Le tourisme d’observation est devenu l’activité seconde après l’élevage. “L’ours est devenu la marque du Parc naturel. C’est à partir du local que nous devons chercher nos sources de développement. Nous devons être fiers de notre appartenance à la terre !” assurent les partisans du modèle Somiedo, bâti à partir d’un relief et de pratiques d’élevage bien spécifiques.
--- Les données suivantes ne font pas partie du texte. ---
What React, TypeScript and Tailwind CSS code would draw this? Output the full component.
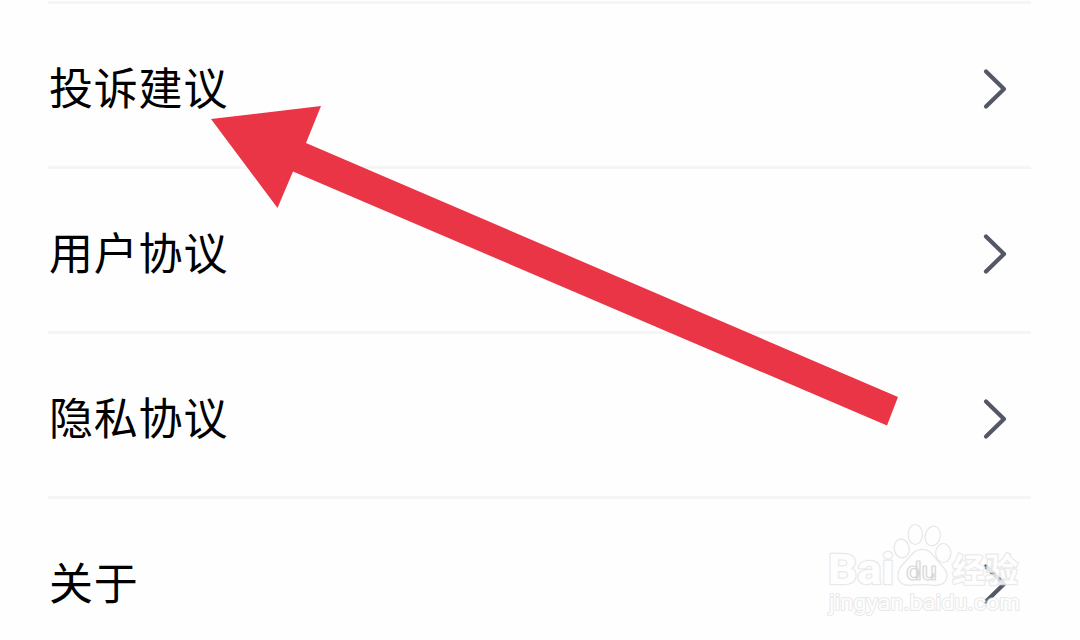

L’on y a appris “à vivre avec l’ours, à l’accepter, à prévenir et à résoudre les conflits possibles”. Reste que dans les vallées asturiennes et pyrénéennes, le coeur de la question est le même : ours ou pas, de gros nuages menacent l’avenir de la ruralité.
Un ouvrage souvenir
Vivre avec les ours c’est aussi le titre de l’ouvrage magnifique, écrit à partir témoignages recueillis ces 10 dernières années, par l’écrivain-photographe espagnol Ezequiel Martinez Rodriguez(2). L’auteur donne la parole à des dizaines d’hommes et de femmes qui vécurent le Somiedo d’hier, encore grouillant de monde au début du siècle dernier, jusqu’à l’hémorragie démographique des années 60. Une région pauvrissime où l’homme, fusil au pied, se débattait dans une nature intacte mais rude, entre son maigre troupeau, sa haine et sa fascination pour l’ours dont la peau se vendait cher. On y avait faim parfois, et la chair de l’ours agrémentait un ordinaire réduit à sa plus simple expression. Souvenirs, émotions. 100 ans d’histoires d’ours vécues de 1917 à 2017, à Somiedo.
(1) www.parquenaturalsomiedo.com / www.turismoasturias. es
(2) “Viviendo con osos. Somiedo, Asturias. 100 años de historias y leyendas. 1917-2017” d’Ezequiel Martinez Rodriguez. Edition La Trébere. Paru en espagnol, 2017.